NORTHFIELD — Northfield Mount Hermon School intends to sell just under 1,300 acres of its forest land in Northfield and Warwick to the Massachusetts Department of Conservation and Recreation for use as a state park.
All parties want to finalize the sale for June 30, when the fiscal year ends and allotted state grant funds will expire. This leaves little time for negotiation, said J.T. Horn, a project manager for the Trust for Public Land who has been personally working to negotiate the sale for the past year.
The Trust for Public Land, a nonprofit organization that facilitates and funds the creation of parks and protected lands, has been tasked with selling the land for four years.
Horn spoke before the Northfield Open Space Committee Tuesday night about the sale’s progress.
“We are turning around what would be six months of work in six weeks,” Horn said.
Originally, the Trust for Public Land had originally wanted to negotiate the sale of the 1,300 acres of forest land and an additional 300 acres of watershed land all in one transaction. However, finding a buyer for both types of properties proved too difficult.
“We realized that we couldn’t meet the original agreement,” Horn said. “The project was honestly headed toward a complete failure a couple of weeks ago.”
But, when the Department of Conservation and Recreation proposed to purchase the forest land, Horn decided that splitting the transaction in two could salvage the Trust for Public Land’s work.
“Now we’re looking to redo all of the documents (to reflect the split transaction),” Horn explained. He added that he is eager to see the sale completed for the benefit of the public.

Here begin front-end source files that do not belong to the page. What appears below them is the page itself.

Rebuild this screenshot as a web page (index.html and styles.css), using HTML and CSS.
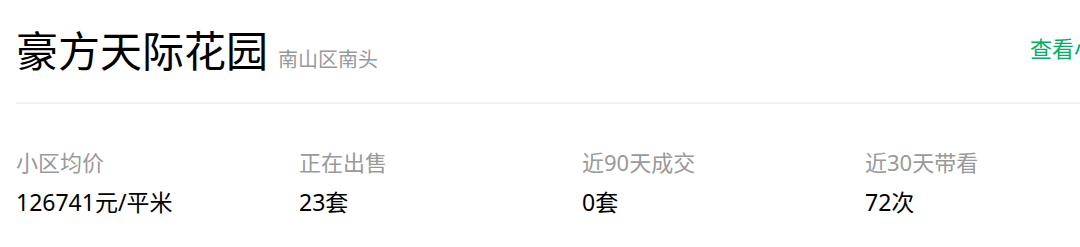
FILE: index.html
```html
<!DOCTYPE html>
<html>
<head>
	<title>小区概况</title>
	<meta charset="utf-8">
	<link rel="stylesheet" href="styles.css">
</head>
<body>

	<div class="xiaoqu">
		<div class="title-bar">
			<div class="title">
				<h1>豪方天际花园</h1>
				<span class="area">南山区南头</span>
			</div>
			<a class="more" href="#">查看小区详情</a>
		</div>

		<div class="stats">
			<div class="item">
				<div class="label">小区均价</div>
				<div class="value">126741元/平米</div>
			</div>
			<div class="item">
				<div class="label">正在出售</div>
				<div class="value">23套</div>
			</div>
			<div class="item">
				<div class="label">近90天成交</div>
				<div class="value">0套</div>
			</div>
			<div class="item">
				<div class="label">近30天带看</div>
				<div class="value">72次</div>
			</div>
		</div>
	</div>

</body>
</html>
```

FILE: styles.css
```css
html, body{
	margin: 0;
	padding: 0;
	overflow: hidden;
	background: #fff;
}

body{
	font-family: "Noto Sans", "Noto Sans CJK SC", sans-serif;
	color: #000;
}

.xiaoqu{
	width: 1146px;
	margin-left: 16px;
}

.title-bar{
	display: flex;
	justify-content: space-between;
	align-items: center;
	height: 102px;
	border-bottom: 2px solid #f1f1f1;
}

.title{
	display: flex;
	align-items: baseline;
	gap: 10px;
}

.title h1{
	margin: 0;
	font-size: 42px;
	font-weight: normal;
	line-height: 1;
}

.area{
	font-size: 20px;
	color: #999;
}

.more{
	font-size: 22px;
	color: #00ae66;
	text-decoration: none;
	margin-top: -8px;
}

.stats{
	display: flex;
	padding-top: 42px;
}

.item{
	width: 283px;
}

.label{
	font-size: 22px;
	color: #999;
	line-height: 32px;
}

.value{
	font-size: 23px;
	line-height: 32px;
	margin-top: 8px;
}
```
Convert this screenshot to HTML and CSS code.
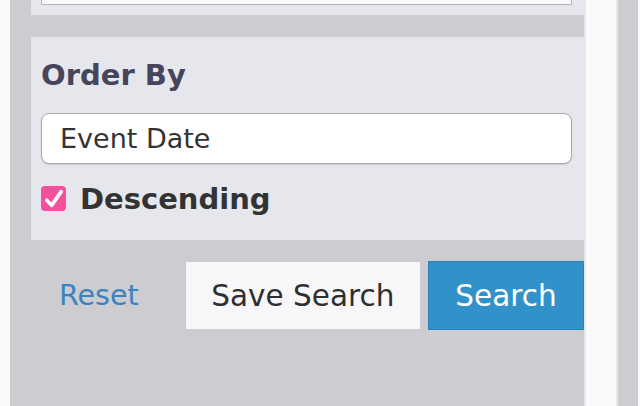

“The benefit to the community to have all of that open space is well worth (our) time and effort,” Horn said.
The complex process has involved Northfield Mount Hermon submitting an application to the Northfield Planning Board to split the property into 13 parcels as opposed to the original 62.
“We need to arrange all of the lot lines,” Horn said, adding that it has been expensive for the Trust for Public Land to hire surveyors. By the end of the sale, he anticipates the project costing the organization more than $400,000 in surveying, land appraisal, legal fees, staff time, travel and research conducted on the parcels.
Four or five abutters, who have been leasing land from Northfield Mount Hermon for the purpose of keeping things like gardens or wood piles, are allowed to purchase slices of land. It is in part because of these sales and because Northfield Mount Hermon is retaining some property that the land needs to be redivided.
“We were told that it was the state’s preference to resolve these issues with individual abutters,” Horn explained. Some slices, he said, are so small that they will be purchased for as little as $10. Other, larger slices will be purchased for fair market value.
In Warwick, two parcels comprising a total of 71 acres of forest land are part of the sale, according to Administrative Coordinator David Young’s report delivered to the Warwick Selectboard Monday. Young said the sale is financially beneficial for the town.
“What the town receives (in taxes) for state-owned land is slightly more than we would get for private land,” he said.
The outer portion of the Northfield watershed, which makes up an additional 300 acres, is another facet of the deal that needs to be finalized. Horn said because the land is in a protection zone regulated by the Department of Environmental Protection, they must approve the sale.
The watershed surrounds the Grandin Reservoir, which supplies drinking water to 300 customers in Northfield through the East Northfield Water Company.
However, even after the sale, Horn said 330 acres will be left in the watershed. Those acres will continue to be maintained by Northfield Mount Hermon, which still operates the East Northfield Water Company.
In a future phase, Horn said he hopes to finding a buyer for the water company. The hope, he said, is for the remaining 330 acres to be split between the town of Northfield and the water company’s new owners. The town’s portion of the property would be conservation land that could be used for recreational use or harvesting timber.
During Tuesday’s meeting, the Open Space Committee expressed its support of the sale. For the original 1,300-acre sale to be completed on schedule, Horn has a lot of work to finish in the remaining week of June, including nailing down the final sale price.